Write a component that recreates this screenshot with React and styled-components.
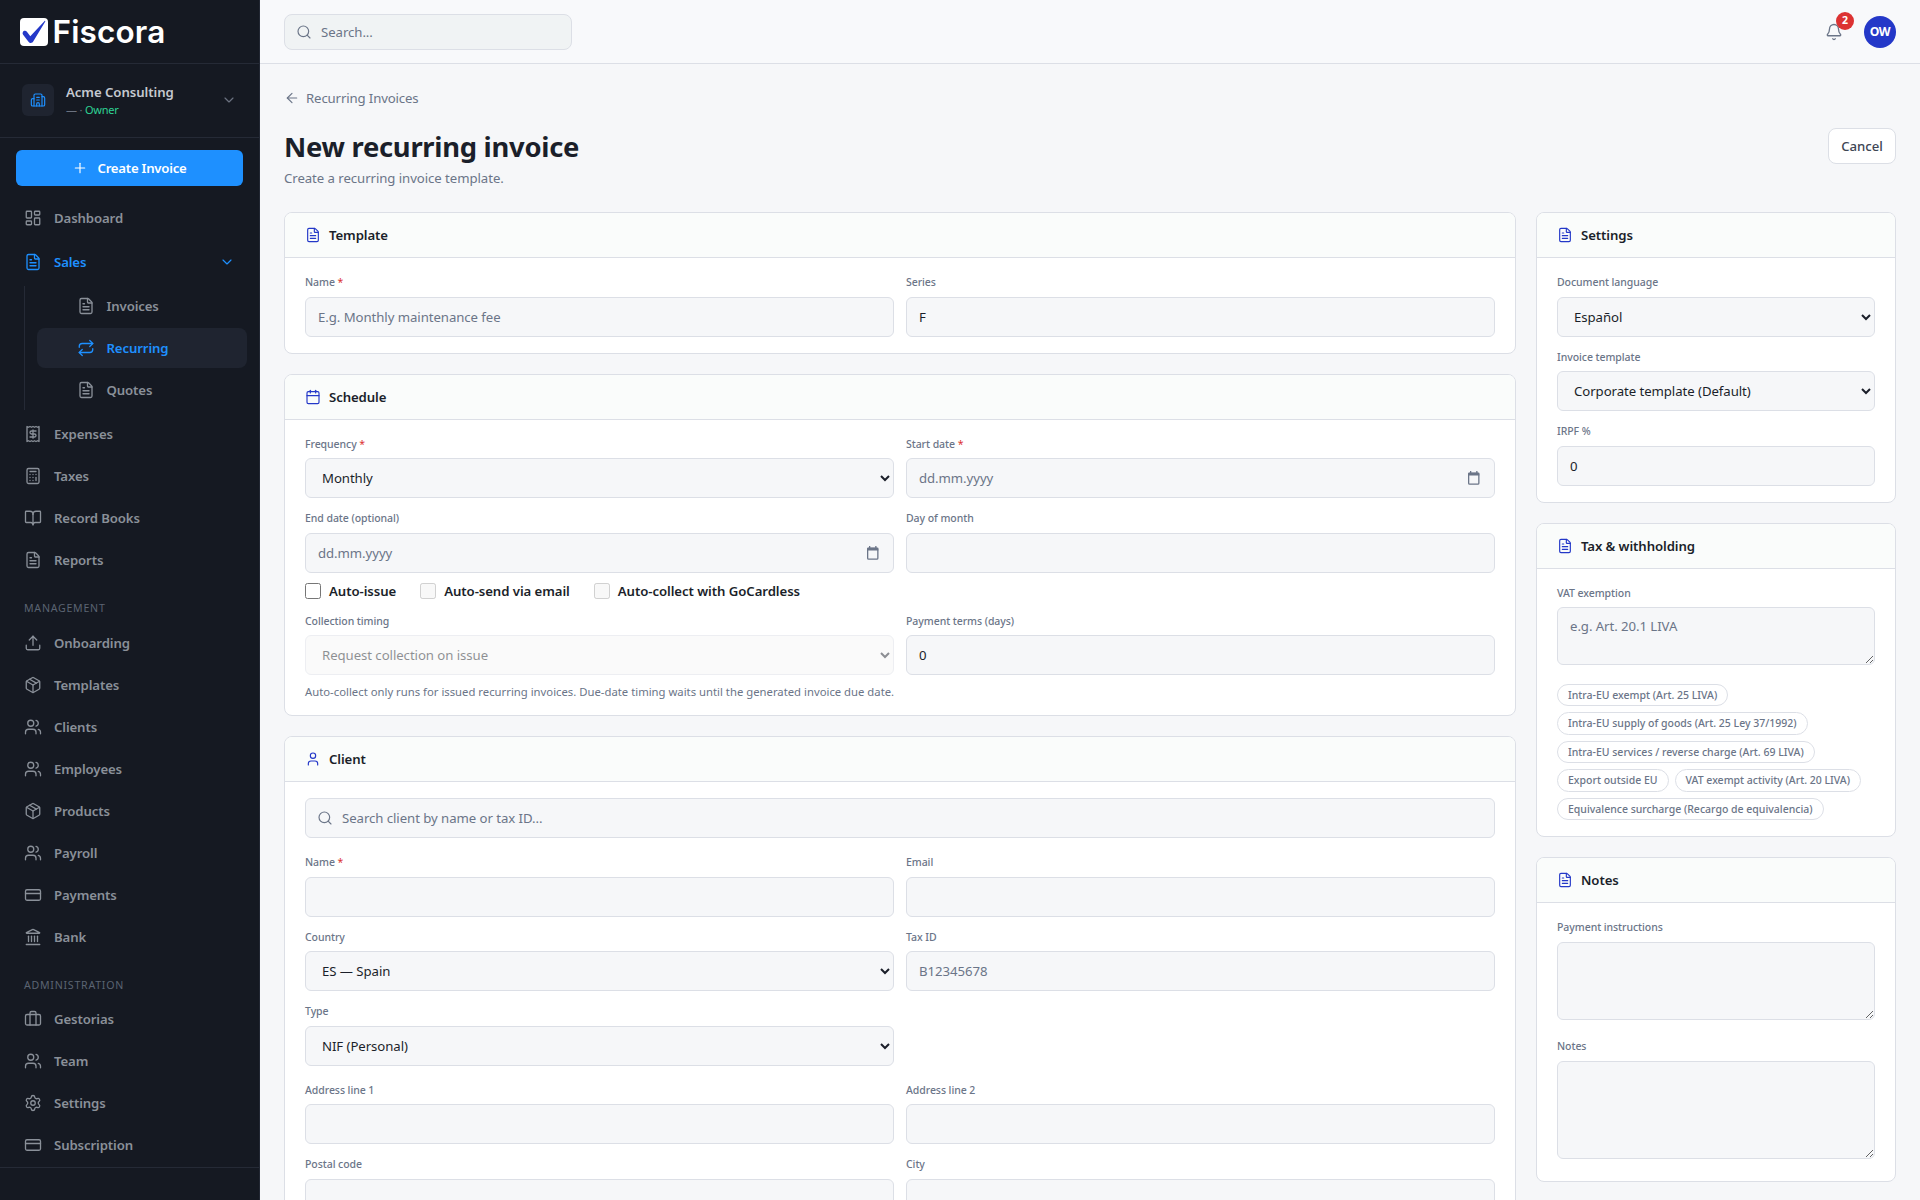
import React from "react";
import styled, { createGlobalStyle, css } from "styled-components";
import {
  ArrowLeft,
  Bell,
  BookOpen,
  Briefcase,
  Building2,
  Calculator,
  Calendar,
  ChevronDown,
  CreditCard,
  FileText,
  Landmark,
  LayoutDashboard,
  Package,
  Plus,
  Receipt,
  Repeat,
  Search,
  Settings,
  Upload,
  User,
  Users,
} from "lucide-react";

const GlobalStyle = createGlobalStyle`
  * {
    box-sizing: border-box;
  }
  body {
    margin: 0;
    overflow: hidden;
    background-color: #f6f7f9;
    color: #1b1f2a;
    font-family: "Noto Sans", "Open Sans", sans-serif;
    font-size: 13.2px;
    letter-spacing: -0.06px;
  }
  input, select, textarea, button {
    font-family: inherit;
    font-size: inherit;
    letter-spacing: inherit;
  }
`;

const Layout = styled.div`
  display: flex;
  width: 1920px;
  height: 1200px;
  overflow: hidden;
`;

/* ---------- sidebar ---------- */

const Sidebar = styled.aside`
  width: 260px;
  flex-shrink: 0;
  display: flex;
  flex-direction: column;
  background-color: #151922;
  border-right: 1px solid #222733;
`;

const LogoRow = styled.div`
  height: 64px;
  flex-shrink: 0;
  display: flex;
  align-items: center;
  gap: 4.5px;
  padding-left: 20px;
  border-bottom: 1px solid #252a36;
`;

const LogoText = styled.span`
  padding-top: 1px;
  font-family: Inter, sans-serif;
  font-size: 31.5px;
  font-weight: 600;
  line-height: 32px;
  letter-spacing: 0.15px;
  color: #ffffff;
`;

const TeamSwitcher = styled.div`
  height: 74px;
  flex-shrink: 0;
  display: flex;
  align-items: center;
  padding: 0 22px 2px;
  border-bottom: 1px solid #252a36;
  color: #6b7280;
`;

const TeamIcon = styled.div`
  width: 32px;
  height: 32px;
  display: flex;
  align-items: center;
  justify-content: center;
  margin-right: 12px;
  border-radius: 6px;
  background-color: #1f2430;
  color: #1e90ff;
`;

const TeamInfo = styled.div`
  flex: 1;
`;

const TeamName = styled.div`
  font-size: 13.2px;
  font-weight: 600;
  line-height: 20px;
  color: #c5c9d1;
`;

const TeamRole = styled.div`
  font-size: 11px;
  line-height: 16px;
  letter-spacing: -0.2px;
  color: #6b7280;
  span {
    color: #2ed394;
  }
`;

const CreateButton = styled.button`
  height: 36px;
  flex-shrink: 0;
  display: flex;
  align-items: center;
  justify-content: center;
  gap: 9px;
  margin: 12px 16px;
  border: none;
  border-radius: 6px;
  background-color: #1e90ff;
  color: #ffffff;
  font-size: 13.2px;
  font-weight: 600;
  letter-spacing: -0.25px;
`;

const Nav = styled.nav`
  flex: 1;
  display: flex;
  flex-direction: column;
  gap: 2px;
  padding: 0 12px;
`;

const NavItem = styled.div`
  height: 40px;
  flex-shrink: 0;
  display: flex;
  align-items: center;
  gap: ${(props) => (props.$nested ? "11.5px" : "12px")};
  padding: 0 12px 0 ${(props) => (props.$nested ? "40px" : "12px")};
  border-radius: 8px;
  color: ${(props) => (props.$active ? "#1e90ff" : "#8a9099")};
  background-color: ${(props) => (props.$selected ? "#1f2430" : "transparent")};
  font-weight: 600;
  letter-spacing: -0.12px;
  span {
    flex: 1;
  }
`;

const SubNav = styled.div`
  display: flex;
  flex-direction: column;
  gap: 2px;
  margin: 4px 0 2px 12px;
  padding-left: 12px;
  border-left: 1px solid #252a36;
`;

const NavGroup = styled.div`
  padding-top: 2px;
`;

const NavHeading = styled.div`
  height: 38.5px;
  flex-shrink: 0;
  padding: 18px 12px 0;
  font-size: 10.6px;
  line-height: 16px;
  letter-spacing: 0.75px;
  color: #5b6472;
`;

const SidebarFooter = styled.div`
  height: 33px;
  flex-shrink: 0;
  border-top: 1px solid #252a36;
`;

/* ---------- top bar ---------- */

const Main = styled.div`
  flex: 1;
  min-width: 0;
`;

const TopBar = styled.header`
  height: 64px;
  display: flex;
  align-items: center;
  justify-content: space-between;
  padding: 0 24px;
  background-color: #f8f9fb;
  border-bottom: 1px solid #dcdfe6;
`;

const SearchBox = styled.div`
  width: 288px;
  height: 36px;
  display: flex;
  align-items: center;
  gap: 9px;
  padding: 0 11px;
  border: 1px solid #dcdfe6;
  border-radius: 8px;
  background-color: #f0f3f4;
  color: #6b7588;
`;

const TopActions = styled.div`
  display: flex;
  align-items: center;
  gap: 21px;
`;

const BellButton = styled.div`
  position: relative;
  display: flex;
  color: #6b7588;
`;

const Badge = styled.span`
  position: absolute;
  top: -11px;
  left: 11px;
  width: 18px;
  height: 18px;
  border-radius: 50%;
  background-color: #dc3232;
  color: #ffffff;
  font-size: 10.5px;
  font-weight: 700;
  line-height: 17px;
  text-align: center;
`;

const Avatar = styled.div`
  width: 32px;
  height: 32px;
  border-radius: 50%;
  background-color: #2438c8;
  color: #ffffff;
  font-size: 12.2px;
  font-weight: 700;
  line-height: 32px;
  letter-spacing: -0.3px;
  text-align: center;
`;

/* ---------- page ---------- */

const Page = styled.main`
  padding: 24px;
`;

const BackLink = styled.div`
  display: flex;
  align-items: center;
  gap: 6px;
  height: 20px;
  color: #6b7588;
  letter-spacing: -0.13px;
`;

const PageHeader = styled.div`
  height: 84px;
  display: flex;
  justify-content: space-between;
  margin-top: 20px;
`;

const Title = styled.h1`
  margin: 0;
  height: 40px;
  font-size: 27.4px;
  font-weight: 700;
  line-height: 38.5px;
  letter-spacing: -0.28px;
`;

const Subtitle = styled.p`
  margin: 0;
  line-height: 20px;
  color: #6b7588;
`;

const CancelButton = styled.button`
  width: 68px;
  height: 36px;
  padding: 0;
  border: 1px solid #dcdfe6;
  border-radius: 8px;
  background-color: #ffffff;
  color: #3e4654;
  font-weight: 500;
`;

const Columns = styled.div`
  display: grid;
  grid-template-columns: 1232px 360px;
  gap: 20px;
  align-items: start;
`;

const Column = styled.div`
  display: flex;
  flex-direction: column;
  gap: 20px;
`;

const CardBox = styled.section`
  border: 1px solid #dcdfe6;
  border-radius: 8px;
  background-color: #ffffff;
  overflow: hidden;
`;

const CardHeader = styled.div`
  height: 45px;
  display: flex;
  align-items: center;
  gap: 8px;
  padding: 0 20px;
  border-bottom: 1px solid #dcdfe6;
  background-color: #fafcfb;
  font-weight: 600;
  letter-spacing: -0.1px;
  svg {
    color: #2438c8;
  }
`;

const CardBody = styled.div`
  padding: 16px 20px;
`;

const FieldGrid = styled.div`
  display: grid;
  grid-template-columns: repeat(${(props) => props.$columns || 2}, 1fr);
  gap: 12px;
`;

const FieldBox = styled.div`
  display: flow-root;
  min-width: 0;
`;

const Label = styled.label`
  display: block;
  margin-bottom: 6px;
  font-size: 10.5px;
  font-weight: 500;
  line-height: 16.5px;
  color: #6b7588;
  span {
    color: #dc3232;
    font-weight: 400;
  }
`;

const control = css`
  display: block;
  width: 100%;
  border: 1px solid #dcdfe6;
  border-radius: 6px;
  background-color: #f6f7f9;
  color: #1b1f2a;
  outline: none;
  &::placeholder {
    color: #6b7588;
    opacity: 1;
  }
`;

const Input = styled.input`
  ${control}
  height: 40px;
  padding: 0 12px;
`;

const Select = styled.select`
  ${control}
  height: 40px;
  padding: 0 0 0 12px;
  &:disabled {
    background-color: #f6f6f6;
    color: #1b1f2a;
    opacity: 0.5;
  }
`;

const TextArea = styled.textarea`
  ${control}
  height: ${(props) => props.$height}px;
  margin-bottom: 6.5px;
  padding: 8px 12px;
  line-height: 20px;
`;

const FakeInput = styled.div`
  ${control}
  height: 40px;
  display: flex;
  align-items: center;
  gap: 9px;
  padding: ${(props) => (props.$spread ? "0 13px 0 12px" : "0 11px")};
  color: #6b7588;
  justify-content: ${(props) => (props.$spread ? "space-between" : "flex-start")};
`;

const CheckRow = styled.div`
  height: 20px;
  display: flex;
  align-items: center;
  gap: 24px;
  margin: 8px 0 12px;
`;

const CheckLabel = styled.label`
  display: flex;
  align-items: center;
  gap: 8px;
  font-weight: 600;
  letter-spacing: -0.07px;
  input {
    width: 16px;
    height: 16px;
    margin: 0;
  }
`;

const Hint = styled.p`
  height: 18px;
  margin: 6px 0 0;
  padding-top: 1.5px;
  font-size: 11.3px;
  line-height: 18px;
  letter-spacing: 0;
  color: #6b7588;
`;

const Gap = styled.div`
  height: 16px;
`;

const Pills = styled.div`
  display: flex;
  flex-wrap: wrap;
  gap: 6px;
  margin-top: 12px;
`;

const Pill = styled.span`
  height: 22.5px;
  padding: 0 10px;
  border: 1px solid #dcdfe6;
  border-radius: 12px;
  color: #6b7588;
  font-size: 10.5px;
  font-weight: 500;
  line-height: 20px;
  letter-spacing: 0;
`;

const mainNav = [
  { label: "Expenses", icon: Receipt },
  { label: "Taxes", icon: Calculator },
  { label: "Record Books", icon: BookOpen },
  { label: "Reports", icon: FileText },
];

const salesNav = [
  { label: "Invoices", icon: FileText },
  { label: "Recurring", icon: Repeat, active: true },
  { label: "Quotes", icon: FileText },
];

const managementNav = [
  { label: "Onboarding", icon: Upload },
  { label: "Templates", icon: Package },
  { label: "Clients", icon: Users },
  { label: "Employees", icon: Users },
  { label: "Products", icon: Package },
  { label: "Payroll", icon: Users },
  { label: "Payments", icon: CreditCard },
  { label: "Bank", icon: Landmark },
];

const adminNav = [
  { label: "Gestorias", icon: Briefcase },
  { label: "Team", icon: Users },
  { label: "Settings", icon: Settings },
  { label: "Subscription", icon: CreditCard },
];

const exemptions = [
  "Intra-EU exempt (Art. 25 LIVA)",
  "Intra-EU supply of goods (Art. 25 Ley 37/1992)",
  "Intra-EU services / reverse charge (Art. 69 LIVA)",
  "Export outside EU",
  "VAT exempt activity (Art. 20 LIVA)",
  "Equivalence surcharge (Recargo de equivalencia)",
];

const LogoMark = () => (
  <svg width="28" height="28" viewBox="0 0 28 28">
    <rect width="28" height="28" rx="4" fill="#ffffff" />
    <path
      d="M2.800 14.200c.9-1.800 3.200-1.700 4.300-.2l3.200 4.200L24.600 3c.4-.4.900 0 .7.500L13.200 23.600c-1.100 1.900-3.500 1.900-4.700.1L3.100 16.800c-.6-.8-.7-1.700-.3-2.600z"
      fill="#2438c8"
    />
  </svg>
);

const CalendarMark = () => (
  <svg width="14" height="16" viewBox="0 0 14 16" fill="none">
    <rect x="1.650" y="3.150" width="10.200" height="11" rx="1" stroke="#6b7588" strokeWidth="1.300" />
    <path d="M1.200 2.800h11.100v2.700H1.200zM3 1h1.300v2H3zM9.200 1h1.300v2H9.200z" fill="#6b7588" />
  </svg>
);

const NavLinks = ({ items, nested }) =>
  items.map(({ label, icon: Icon, active }) => (
    <NavItem key={label} $nested={nested} $active={active} $selected={active}>
      <Icon size={18} strokeWidth={1.75} />
      <span>{label}</span>
    </NavItem>
  ));

const Card = ({ title, icon: Icon = FileText, children }) => (
  <CardBox>
    <CardHeader>
      <Icon size={16} strokeWidth={1.75} />
      {title}
    </CardHeader>
    <CardBody>{children}</CardBody>
  </CardBox>
);

const Field = ({ label, required, children }) => (
  <FieldBox>
    <Label>
      {label}
      {required && <span> *</span>}
    </Label>
    {children || <Input />}
  </FieldBox>
);

const Dropdown = ({ value, disabled }) => (
  <Select disabled={disabled}>
    <option>{value}</option>
  </Select>
);

const DateInput = () => (
  <FakeInput $spread>
    dd.mm.yyyy
    <CalendarMark />
  </FakeInput>
);

const App = () => {
  return (
    <Layout>
      <GlobalStyle />
      <Sidebar>
        <LogoRow>
          <LogoMark />
          <LogoText>Fiscora</LogoText>
        </LogoRow>
        <TeamSwitcher>
          <TeamIcon>
            <Building2 size={16} strokeWidth={1.75} />
          </TeamIcon>
          <TeamInfo>
            <TeamName>Acme Consulting</TeamName>
            <TeamRole>
              — · <span>Owner</span>
            </TeamRole>
          </TeamInfo>
          <ChevronDown size={16} strokeWidth={1.75} />
        </TeamSwitcher>
        <CreateButton>
          <Plus size={16} strokeWidth={1.75} />
          Create Invoice
        </CreateButton>
        <Nav>
          <NavItem>
            <LayoutDashboard size={18} strokeWidth={1.75} />
            <span>Dashboard</span>
          </NavItem>
          <NavGroup>
            <NavItem $active>
              <FileText size={18} strokeWidth={1.75} />
              <span>Sales</span>
              <ChevronDown size={16} strokeWidth={1.75} />
            </NavItem>
            <SubNav>
              <NavLinks items={salesNav} nested />
            </SubNav>
          </NavGroup>
          <NavLinks items={mainNav} />
          <NavHeading>MANAGEMENT</NavHeading>
          <NavLinks items={managementNav} />
          <NavHeading>ADMINISTRATION</NavHeading>
          <NavLinks items={adminNav} />
        </Nav>
        <SidebarFooter />
      </Sidebar>

      <Main>
        <TopBar>
          <SearchBox>
            <Search size={16} strokeWidth={1.75} />
            Search...
          </SearchBox>
          <TopActions>
            <BellButton>
              <Bell size={18} strokeWidth={1.75} />
              <Badge>2</Badge>
            </BellButton>
            <Avatar>OW</Avatar>
          </TopActions>
        </TopBar>
        <Page>
          <BackLink>
            <ArrowLeft size={16} strokeWidth={1.75} />
            Recurring Invoices
          </BackLink>
          <PageHeader>
            <div>
              <Title>New recurring invoice</Title>
              <Subtitle>Create a recurring invoice template.</Subtitle>
            </div>
            <CancelButton>Cancel</CancelButton>
          </PageHeader>
          <Columns>
            <Column>
              <Card title="Template">
                <FieldGrid>
                  <Field label="Name" required>
                    <Input placeholder="E.g. Monthly maintenance fee" />
                  </Field>
                  <Field label="Series">
                    <Input defaultValue="F" />
                  </Field>
                </FieldGrid>
              </Card>
              <Card title="Schedule" icon={Calendar}>
                <FieldGrid>
                  <Field label="Frequency" required>
                    <Dropdown value="Monthly" />
                  </Field>
                  <Field label="Start date" required>
                    <DateInput />
                  </Field>
                  <Field label="End date (optional)">
                    <DateInput />
                  </Field>
                  <Field label="Day of month" />
                </FieldGrid>
                <CheckRow>
                  <CheckLabel>
                    <input type="checkbox" />
                    Auto-issue
                  </CheckLabel>
                  <CheckLabel>
                    <input type="checkbox" disabled />
                    Auto-send via email
                  </CheckLabel>
                  <CheckLabel>
                    <input type="checkbox" disabled />
                    Auto-collect with GoCardless
                  </CheckLabel>
                </CheckRow>
                <FieldGrid>
                  <Field label="Collection timing">
                    <Dropdown value="Request collection on issue" disabled />
                  </Field>
                  <Field label="Payment terms (days)">
                    <Input defaultValue="0" />
                  </Field>
                </FieldGrid>
                <Hint>
                  Auto-collect only runs for issued recurring invoices. Due-date timing waits until the
                  generated invoice due date.
                </Hint>
              </Card>
              <Card title="Client" icon={User}>
                <FakeInput>
                  <Search size={16} strokeWidth={1.75} />
                  Search client by name or tax ID...
                </FakeInput>
                <Gap />
                <FieldGrid>
                  <Field label="Name" required />
                  <Field label="Email" />
                  <Field label="Country">
                    <Dropdown value="ES — Spain" />
                  </Field>
                  <Field label="Tax ID">
                    <Input placeholder="B12345678" />
                  </Field>
                  <Field label="Type">
                    <Dropdown value="NIF (Personal)" />
                  </Field>
                </FieldGrid>
                <Gap />
                <FieldGrid>
                  <Field label="Address line 1" />
                  <Field label="Address line 2" />
                  <Field label="Postal code" />
                  <Field label="City" />
                </FieldGrid>
              </Card>
            </Column>
            <Column>
              <Card title="Settings">
                <FieldGrid $columns={1}>
                  <Field label="Document language">
                    <Dropdown value="Español" />
                  </Field>
                  <Field label="Invoice template">
                    <Dropdown value="Corporate template (Default)" />
                  </Field>
                  <Field label="IRPF %">
                    <Input defaultValue="0" />
                  </Field>
                </FieldGrid>
              </Card>
              <Card title="Tax & withholding">
                <Field label="VAT exemption">
                  <TextArea $height={58} placeholder="e.g. Art. 20.1 LIVA" />
                </Field>
                <Pills>
                  {exemptions.map((text) => (
                    <Pill key={text}>{text}</Pill>
                  ))}
                </Pills>
              </Card>
              <Card title="Notes">
                <FieldGrid $columns={1}>
                  <Field label="Payment instructions">
                    <TextArea $height={78} />
                  </Field>
                  <Field label="Notes">
                    <TextArea $height={98} />
                  </Field>
                </FieldGrid>
              </Card>
            </Column>
          </Columns>
        </Page>
      </Main>
    </Layout>
  );
};

export default App;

### AIM OF THE EXERCISE
Only lines belong in the copy: transcribe those from the start of the data through the line that contains "sidebar ---------- */", and skip the pictures.

### TASK OUTPUT
Write a component that recreates this screenshot with React and styled-components.
import React from "react";
import styled, { createGlobalStyle, css } from "styled-components";
import {
  ArrowLeft,
  Bell,
  BookOpen,
  Briefcase,
  Building2,
  Calculator,
  Calendar,
  ChevronDown,
  CreditCard,
  FileText,
  Landmark,
  LayoutDashboard,
  Package,
  Plus,
  Receipt,
  Repeat,
  Search,
  Settings,
  Upload,
  User,
  Users,
} from "lucide-react";

const GlobalStyle = createGlobalStyle`
  * {
    box-sizing: border-box;
  }
  body {
    margin: 0;
    overflow: hidden;
    background-color: #f6f7f9;
    color: #1b1f2a;
    font-family: "Noto Sans", "Open Sans", sans-serif;
    font-size: 13.2px;
    letter-spacing: -0.06px;
  }
  input, select, textarea, button {
    font-family: inherit;
    font-size: inherit;
    letter-spacing: inherit;
  }
`;

const Layout = styled.div`
  display: flex;
  width: 1920px;
  height: 1200px;
  overflow: hidden;
`;

/* ---------- sidebar ---------- */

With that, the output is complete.